▶ _Aim of the exercise_: Write out the material exactly, leaving every picture behind.

▶ _Supplied data_:

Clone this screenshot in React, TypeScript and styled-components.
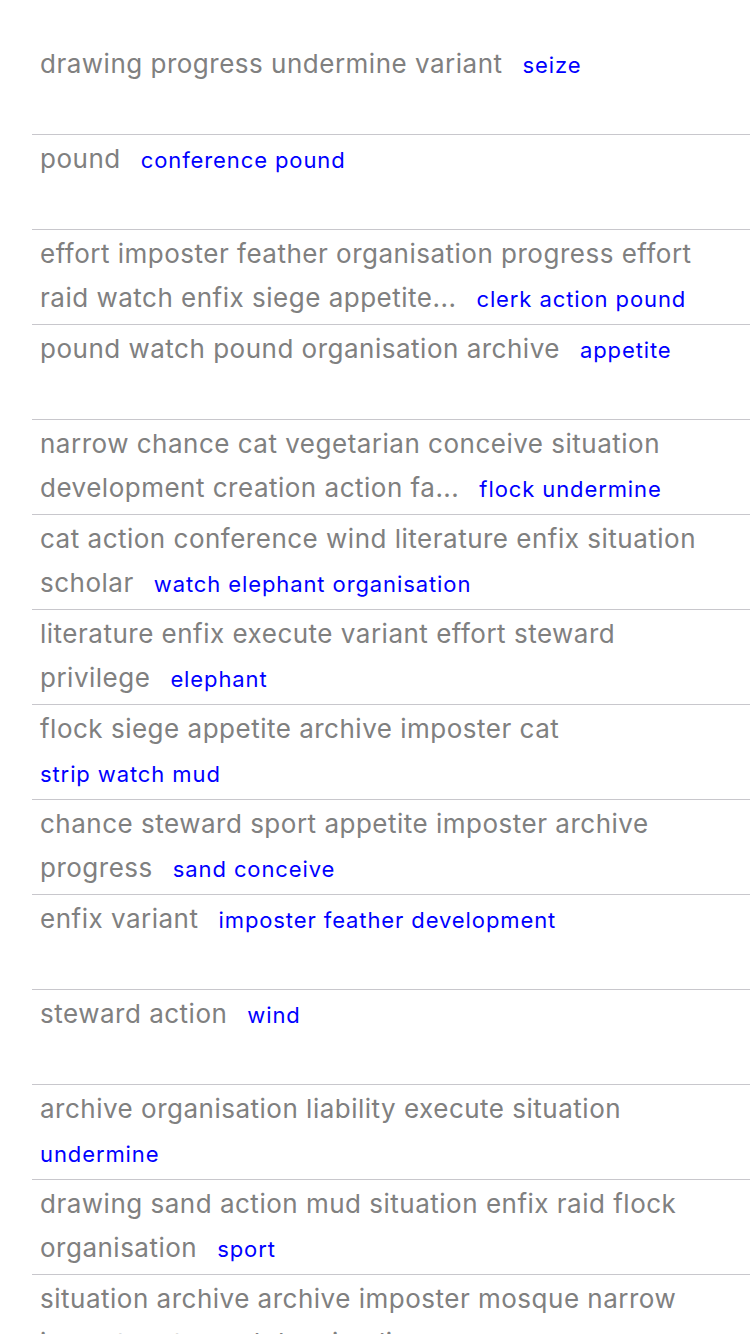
import styled, { createGlobalStyle } from 'styled-components';

interface Entry {
    title: string;
    tag: string;
}

const entries: Entry[] = [
    { title: 'drawing progress undermine variant', tag: 'seize' },
    { title: 'pound', tag: 'conference pound' },
    { title: 'effort imposter feather organisation progress effort raid watch enfix siege appetite...', tag: 'clerk action pound' },
    { title: 'pound watch pound organisation archive', tag: 'appetite' },
    { title: 'narrow chance cat vegetarian conceive situation development creation action fa...', tag: 'flock undermine' },
    { title: 'cat action conference wind literature enfix situation scholar', tag: 'watch elephant organisation' },
    { title: 'literature enfix execute variant effort steward privilege', tag: 'elephant' },
    { title: 'flock siege appetite archive imposter cat', tag: 'strip watch mud' },
    { title: 'chance steward sport appetite imposter archive progress', tag: 'sand conceive' },
    { title: 'enfix variant', tag: 'imposter feather development' },
    { title: 'steward action', tag: 'wind' },
    { title: 'archive organisation liability execute situation', tag: 'undermine' },
    { title: 'drawing sand action mud situation enfix raid flock organisation', tag: 'sport' },
    { title: 'situation archive archive imposter mosque narrow imposter steward drawing li...', tag: 'sit strip' },
];

function App() {
    return (
        <>
            <GlobalStyle />
            <List>
                {entries.map((e, i) => (
                    <Row key={i}>
                        <Text>
                            <Title>{e.title}</Title>
                            <Tag>{e.tag}</Tag>
                        </Text>
                    </Row>
                ))}
            </List>
        </>
    )
}

export default App

const GlobalStyle = createGlobalStyle`
    html, body {
        margin: 0;
        padding: 0;
        background: #fff;
    }
    body {
        font-family: Inter, "Liberation Sans", sans-serif;
        overflow: hidden;
    }
`

const List = styled.main`
    padding-top: 40px;
    padding-left: 32px;
    width: 750px;
    box-sizing: border-box;
`

const Row = styled.div`
    height: 95px;
    box-sizing: border-box;
    border-bottom: 1px solid #c8c7cc;
    padding: 2px 4px 0 8px;
    overflow: hidden;
`

const Text = styled.p`
    margin: 0;
    font-size: 26px;
    line-height: 44px;
`

const Title = styled.span`
    letter-spacing: 0.5px;
    color: #808080;
    padding-right: 20px;
`

const Tag = styled.span`
    display: inline-block;
    font-size: 22px;
    line-height: 26px;
    letter-spacing: 0.9px;
    color: #0000ff;
    white-space: nowrap;
`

▶ _Written answer_:
Clone this screenshot in React, TypeScript and styled-components.
import styled, { createGlobalStyle } from 'styled-components';

interface Entry {
    title: string;
    tag: string;
}

const entries: Entry[] = [
    { title: 'drawing progress undermine variant', tag: 'seize' },
    { title: 'pound', tag: 'conference pound' },
    { title: 'effort imposter feather organisation progress effort raid watch enfix siege appetite...', tag: 'clerk action pound' },
    { title: 'pound watch pound organisation archive', tag: 'appetite' },
    { title: 'narrow chance cat vegetarian conceive situation development creation action fa...', tag: 'flock undermine' },
    { title: 'cat action conference wind literature enfix situation scholar', tag: 'watch elephant organisation' },
    { title: 'literature enfix execute variant effort steward privilege', tag: 'elephant' },
    { title: 'flock siege appetite archive imposter cat', tag: 'strip watch mud' },
    { title: 'chance steward sport appetite imposter archive progress', tag: 'sand conceive' },
    { title: 'enfix variant', tag: 'imposter feather development' },
    { title: 'steward action', tag: 'wind' },
    { title: 'archive organisation liability execute situation', tag: 'undermine' },
    { title: 'drawing sand action mud situation enfix raid flock organisation', tag: 'sport' },
    { title: 'situation archive archive imposter mosque narrow imposter steward drawing li...', tag: 'sit strip' },
];

function App() {
    return (
        <>
            <GlobalStyle />
            <List>
                {entries.map((e, i) => (
                    <Row key={i}>
                        <Text>
                            <Title>{e.title}</Title>
                            <Tag>{e.tag}</Tag>
                        </Text>
                    </Row>
                ))}
            </List>
        </>
    )
}

export default App

const GlobalStyle = createGlobalStyle`
    html, body {
        margin: 0;
        padding: 0;
        background: #fff;
    }
    body {
        font-family: Inter, "Liberation Sans", sans-serif;
        overflow: hidden;
    }
`

const List = styled.main`
    padding-top: 40px;
    padding-left: 32px;
    width: 750px;
    box-sizing: border-box;
`

const Row = styled.div`
    height: 95px;
    box-sizing: border-box;
    border-bottom: 1px solid #c8c7cc;
    padding: 2px 4px 0 8px;
    overflow: hidden;
`

const Text = styled.p`
    margin: 0;
    font-size: 26px;
    line-height: 44px;
`

const Title = styled.span`
    letter-spacing: 0.5px;
    color: #808080;
    padding-right: 20px;
`

const Tag = styled.span`
    display: inline-block;
    font-size: 22px;
    line-height: 26px;
    letter-spacing: 0.9px;
    color: #0000ff;
    white-space: nowrap;
`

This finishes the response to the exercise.